You need to stop feeding the trolls.

[–] barsoap@lemm.ee 8 points 2 months ago* (last edited 2 months ago) (1 children)

Hey ho I have a paper for you

We demonstrate that chance alone, combined with the deterministic effects of compounding returns, can lead to unlimited concentration of wealth, such that the percentage of all wealth owned by a few entrepreneurs eventually approaches 100%.

...note no skill required. Conversely, hustling won't get you there.

We show that a tax on large inherited fortunes, applied to a small portion of the most fortunate in the population, can efficiently arrest the concentration of wealth at intermediate levels.

So we don't even have to hit millionaire kids. Inheriting 5-10 million a head is fine, systemically speaking. And if you think that your kids are better off with more money I sincerely feel sorry for you.

[–] BlackLaZoR@fedia.io 1 points 2 months ago (1 children)

...note no skill required. Conversely, hustling won't get you there.

You didn't read that paper. From fast skimming I can clearly see that their simplified model didn't check for impact of skill at all.

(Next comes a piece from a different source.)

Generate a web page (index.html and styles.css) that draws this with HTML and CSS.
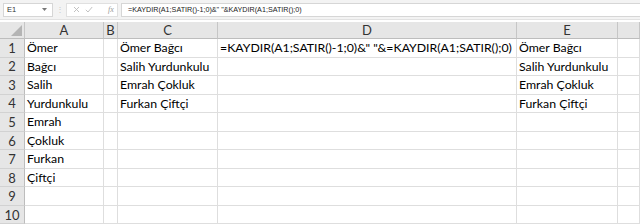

It says nothing about real world except there's a wealth concentrating factor of being ahead. Other factors are ignored

[–] barsoap@lemm.ee 8 points 2 months ago

This result is robust to inclusion of realities such as differing skill among entrepreneurs.

The key thing is that this paper looks at generational wealth accumulation. Even if families which consistently churn out stellar business people were in any way common (data says otherwise) that effect is still completely overwritten by already being ahead. As a billionaire kid, the extent of business skill you need to have to not lose everything is to hire people who have business skill and then slurp Caipirinhas on your yacht from your ample, ample dividends. And if you lose everything, well, you're losing it, on aggregate, to other billionaires, so wealth concentration still proceeds.

[–] MacStache@programming.dev 1 points 2 months ago

It's not that I don't care, I just haven't even heard about this until now.